Toplumsal geçmiş ise, daha geniş bir perspektif sunar. Medeniyetlerin yükseliş ve düşüşleri, savaşlar, devrimler, bilimsel keşifler ve sanatsal yaratılar; hepsi insanlığın ortak mirasını oluşturur. Bu ortak mirasın incelenmesi, insan doğasının karmaşıklığını, toplumsal yapıların dinamiklerini ve medeniyetlerin sürekli değişen doğasını anlamamıza yardımcı olur. Geçmişin hatalarından ders çıkararak, geleceğe daha bilge ve hazır bir şekilde ilerleyebiliriz. Örneğin, geçmişteki savaşların korkunç sonuçlarını inceleyerek, barışın önemini daha derinlemesine kavrar ve gelecekteki çatışmaları önlemek için daha iyi stratejiler geliştirebiliriz.
Ancak, geçmişi anlamak her zaman kolay değildir. Kayıp parçalar, çelişkili anlatılar ve öznel yorumlar, tarihçilerin ve araştırmacıların karşısına sıklıkla çıkan engellerdir. Geçmişi yorumlamada, tarafsız olmak ve farklı bakış açılarını dikkate almak son derece önemlidir. Bir olayı yalnızca tek bir açıdan ele almak, eksik ve yanıltıcı bir anlayışa yol açabilir. Geçmişin farklı kaynaklarından elde edilen bilgilerin karşılaştırılması ve eleştirel bir değerlendirmeden geçirilmesi, daha kapsamlı ve doğru bir resmin ortaya çıkmasını sağlar. Ayrıca, geçmişi yazanların kendi önyargılarının ve bakış açılarının farkında olmak ve bunların yorumlarını nasıl etkileyebileceğini anlamak gerekir.
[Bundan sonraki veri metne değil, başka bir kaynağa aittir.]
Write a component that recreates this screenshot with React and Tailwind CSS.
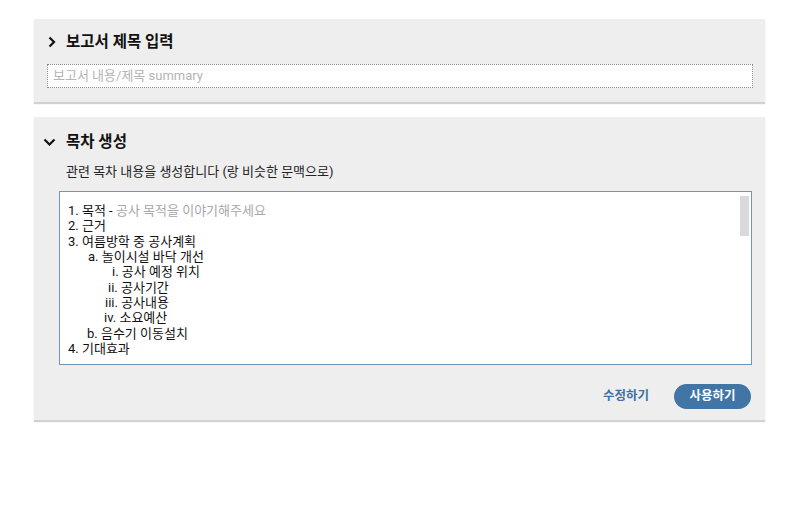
const OUTLINE = [
  { text: '1. 목적 - ', hint: '공사 목적을 이야기해주세요', indent: 'pl-0' },
  { text: '2. 근거', indent: 'pl-0' },
  { text: '3. 여름방학 중 공사계획', indent: 'pl-0' },
  { text: 'a. 놀이시설 바닥 개선', indent: 'pl-[20px]' },
  { text: 'i. 공사 예정 위치', indent: 'pl-[44px]' },
  { text: 'ii. 공사기간', indent: 'pl-[40px]' },
  { text: 'iii. 공사내용', indent: 'pl-[37px]' },
  { text: 'iv. 소요예산', indent: 'pl-[36px]' },
  { text: 'b. 음수기 이동설치', indent: 'pl-[19px]' },
  { text: '4. 기대효과', indent: 'pl-0' }
]

function ChevronRight() {
  return (
    <svg width="12" height="12" viewBox="0 0 12 12" fill="none">
      <path d="M3.5 1.5 L8 6 L3.5 10.5" stroke="#111" strokeWidth="2.2" />
    </svg>
  )
}

function ChevronDown() {
  return (
    <svg width="13" height="12" viewBox="0 0 13 12" fill="none">
      <path d="M1.5 3.5 L6.5 8.5 L11.5 3.5" stroke="#111" strokeWidth="2.2" />
    </svg>
  )
}

export default function App() {
  return (
    <div className="w-[802px] h-[516px] bg-white pt-[19px] pl-[34px] font-['Roboto','Noto_Sans_CJK_KR',sans-serif]">
      <section className="w-[731px] bg-[#eeeeee] shadow-[0_2px_1px_rgba(0,0,0,0.18)] px-[12px] pt-[13px] pb-[14px]">
        <h2 className="flex items-center gap-[8px] text-[15.5px] font-bold text-[#111] leading-[20px]">
          <ChevronRight />
          보고서 제목 입력
        </h2>
        <div className="mt-[12px] ml-[1px] h-[24px] bg-white border border-dotted border-[#888] flex items-center px-[5px]">
          <span className="text-[13px] leading-[16px] text-[#b4b4b4]">보고서 내용/제목 summary</span>
        </div>
      </section>

      <section className="mt-[15px] w-[731px] bg-[#eeeeee] shadow-[0_2px_1px_rgba(0,0,0,0.18)] px-[9px] pt-[15px] pb-[11px]">
        <h2 className="flex items-center gap-[10px] text-[15.5px] font-bold text-[#111] leading-[20px]">
          <ChevronDown />
          목차 생성
        </h2>
        <p className="mt-[11px] ml-[23px] text-[13px] text-[#222] leading-[18px]">
          관련 목차 내용을 생성합니다 (랑 비슷한 문맥으로)
        </p>
        <div className="relative mt-[10px] ml-[16px] mr-[4px] h-[174px] bg-white border border-[#6f94bd] pl-[8px] pt-[11px]">
          <div className="absolute right-[2px] top-[4px] w-[9px] h-[40px] bg-[#d9d9d9]" />
          {OUTLINE.map((line, i) => (
            <div key={i} className={`${line.indent} text-[13px] leading-[15.35px] text-[#111]`}>
              {line.text}
              {line.hint && <span className="text-[#a8a8a8]">{line.hint}</span>}
            </div>
          ))}
        </div>
        <div className="mt-[19px] mr-[5px] flex items-center justify-end gap-[25px]">
          <button className="text-[12.5px] font-bold text-[#3d72a4]">수정하기</button>
          <button className="h-[25px] w-[77px] rounded-full bg-[#4075a6] text-white text-[12.5px] font-bold">
            사용하기
          </button>
        </div>
      </section>
    </div>
  )
}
Geçmiş, sadece olayların kronolojik bir dizisi değildir; ayrıca düşüncelerin, inançların ve kültürlerin bir yansımasıdır. Geçmişi anlamak, geçmişte yaşayan insanların deneyimlerini ve bakış açılarını anlamamızı gerektirir. Onların yaşamlarını, mücadelelerini ve başarılarını anlamak, empati kurmamızı ve farklı kültürleri ve toplumlara karşı daha anlayışlı olmamızı sağlar. Örneğin, geçmişte yaşamış farklı toplulukların kültürel pratiklerini incelemek, mevcut önyargılarımızı sorgulamamıza ve kültürel çeşitliliğe karşı daha açık bir bakış açısı geliştirmemize yardımcı olur.
Sonuç olarak, geçmiş sadece bize ait olmayan bir zaman dilimi değil, bugünümüzü ve geleceğimizi şekillendiren hayati bir unsurudur. Geçmişi anlamak, öz farkındalığımızı artırır, toplumsal yapılar hakkında daha derinlemesine bilgi edinmemizi sağlar ve geleceği şekillendirme yeteneğimizi geliştirir. Bu sürekli bir öğrenme ve yorumlama sürecidir. Geçmişi eleştirel bir gözle incelemek, farklı bakış açılarını değerlendirmek ve kendi önyargılarımızın farkında olmak; daha aydınlanmış bir şimdiki zaman ve daha umutlu bir gelecek için olmazsa olmaz adımlardır. Geçmiş, asla bitmeyen bir hikayedir; anlatımı ise sürekli gelişen ve değişen bir süreçtir.